The task = Omit every picture and return the rest of the data unaltered.

※

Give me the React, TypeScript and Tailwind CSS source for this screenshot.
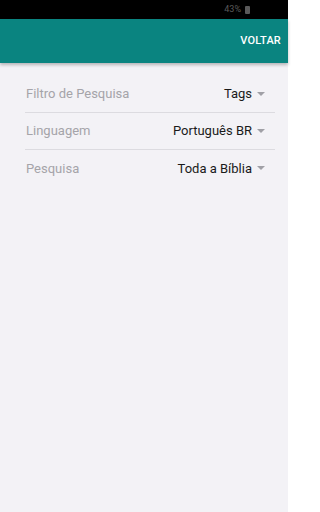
import React from 'react';

const rows = [
  { label: 'Filtro de Pesquisa', value: 'Tags' },
  { label: 'Linguagem', value: 'Português BR' },
  { label: 'Pesquisa', value: 'Toda a Bíblia' },
];

const Caret = () => (
  <svg width="8" height="5" viewBox="0 0 8 5" className="ml-[5px]">
    <path d="M0 0 L8 0 L4 4 Z" fill="#a0a0a6" />
  </svg>
);

export default function App() {
  return (
    <div className="w-[288px] h-[512px] bg-[#f3f2f6] flex flex-col" style={{ fontFamily: 'Roboto, "Noto Sans", sans-serif' }}>
      <div className="h-[19px] bg-black flex items-center justify-end pr-[38px] gap-[4px]">
        <span className="text-[9px] text-[#5a5a5a]">43%</span>
        <div className="w-[5px] h-[8px] bg-[#5a5a5a] rounded-[1px]" />
      </div>
      <div className="h-[44px] bg-[#0a8480] flex items-center justify-end pr-[7px] shadow-[0_2px_3px_rgba(0,0,0,0.25)] relative z-10">
        <span className="text-white text-[11px] font-medium tracking-[0.2px]">VOLTAR</span>
      </div>
      <div className="pl-[25px] pr-[13px] pt-[13px]">
        {rows.map((r, i) => (
          <div key={r.label} className={`h-[37px] flex items-center justify-between ${i < rows.length - 1 ? 'border-b border-[#dcdbe0]' : ''}`}>
            <span className="text-[13px] text-[#a5a4a9] pl-[1px]">{r.label}</span>
            <span className="flex items-center pr-[10px]">
              <span className="text-[13px] text-[#1a1a1a]">{r.value}</span>
              <Caret />
            </span>
          </div>
        ))}
      </div>
    </div>
  );
}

※

Response =
Give me the React, TypeScript and Tailwind CSS source for this screenshot.
import React from 'react';

const rows = [
  { label: 'Filtro de Pesquisa', value: 'Tags' },
  { label: 'Linguagem', value: 'Português BR' },
  { label: 'Pesquisa', value: 'Toda a Bíblia' },
];

const Caret = () => (
  <svg width="8" height="5" viewBox="0 0 8 5" className="ml-[5px]">
    <path d="M0 0 L8 0 L4 4 Z" fill="#a0a0a6" />
  </svg>
);

export default function App() {
  return (
    <div className="w-[288px] h-[512px] bg-[#f3f2f6] flex flex-col" style={{ fontFamily: 'Roboto, "Noto Sans", sans-serif' }}>
      <div className="h-[19px] bg-black flex items-center justify-end pr-[38px] gap-[4px]">
        <span className="text-[9px] text-[#5a5a5a]">43%</span>
        <div className="w-[5px] h-[8px] bg-[#5a5a5a] rounded-[1px]" />
      </div>
      <div className="h-[44px] bg-[#0a8480] flex items-center justify-end pr-[7px] shadow-[0_2px_3px_rgba(0,0,0,0.25)] relative z-10">
        <span className="text-white text-[11px] font-medium tracking-[0.2px]">VOLTAR</span>
      </div>
      <div className="pl-[25px] pr-[13px] pt-[13px]">
        {rows.map((r, i) => (
          <div key={r.label} className={`h-[37px] flex items-center justify-between ${i < rows.length - 1 ? 'border-b border-[#dcdbe0]' : ''}`}>
            <span className="text-[13px] text-[#a5a4a9] pl-[1px]">{r.label}</span>
            <span className="flex items-center pr-[10px]">
              <span className="text-[13px] text-[#1a1a1a]">{r.value}</span>
              <Caret />
            </span>
          </div>
        ))}
      </div>
    </div>
  );
}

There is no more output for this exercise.